- Postcode(s): 2285
- Elevation: 169 m (554 ft)
- LGA(s): City of Lake Macquarie
- Region: Hunter
- County: Northumberland
- Parish: Kahibah
- State electorate(s): Lake Macquarie
- Federal division(s): Shortland
Suburbs around Munibung Hill:
| Teralba | Boolaroo | Macquarie Hills |
| Teralba | Munibung Hill | Warners Bay |
| Lake Macquarie | Lake Macquarie | Warners Bay |

= Munibung Hill =

Munibung Hill is the name of a hill in New South Wales which is in the suburbs of Macquarie Hills, Boolaroo, Speers Point and Warners Bay.

The name is believed to have been derived from an Aboriginal word meaning "fruit".

Munibung Hill – meaning ‘fruit’ – was gazetted on 23 December 1977, but we cannot establish who proposed the name and why it was chosen i.e. presuming there was bush tucker present on Munibung Hill which species or variety of fruit was it; and why not Kona-konaba, since the Hill was well known as a source of ochre.

== Fivefold Vision ==
This Five-fold Vision sets out a plan for Munibung Hill to be reinstated as a culturally significant site and for the reintroduction of some plant and animal species that were present pre-European settlement.
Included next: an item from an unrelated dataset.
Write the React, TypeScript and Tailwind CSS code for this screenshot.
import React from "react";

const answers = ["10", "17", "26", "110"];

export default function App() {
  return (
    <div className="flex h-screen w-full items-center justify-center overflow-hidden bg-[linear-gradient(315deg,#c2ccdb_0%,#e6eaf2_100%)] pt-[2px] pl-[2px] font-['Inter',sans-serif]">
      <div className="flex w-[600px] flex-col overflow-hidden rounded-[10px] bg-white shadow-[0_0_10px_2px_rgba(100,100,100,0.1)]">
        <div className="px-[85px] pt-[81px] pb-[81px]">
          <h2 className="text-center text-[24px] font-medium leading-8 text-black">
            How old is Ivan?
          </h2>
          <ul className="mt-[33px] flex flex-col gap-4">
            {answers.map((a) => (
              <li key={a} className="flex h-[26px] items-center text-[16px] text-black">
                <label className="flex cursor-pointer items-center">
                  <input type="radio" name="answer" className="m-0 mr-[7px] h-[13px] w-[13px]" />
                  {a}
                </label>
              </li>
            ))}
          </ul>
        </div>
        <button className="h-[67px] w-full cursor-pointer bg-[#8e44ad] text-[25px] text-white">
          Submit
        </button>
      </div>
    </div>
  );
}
1. Geological and Cultural Heritage Park — Meeting and sharing place
2. Conservation area / Nature reserve — A refuge, a sanctuary, a safe house
3. Visitor Economy — Lookouts with outlooks
4. Rest and Recreation area — A breathing space, a connecting place
5. Observatory and Planetarium site — Learning & research place

This extensive ongoing consultation process has demonstrated that Munibung Hill warrants a much greater level of care than she is currently receiving.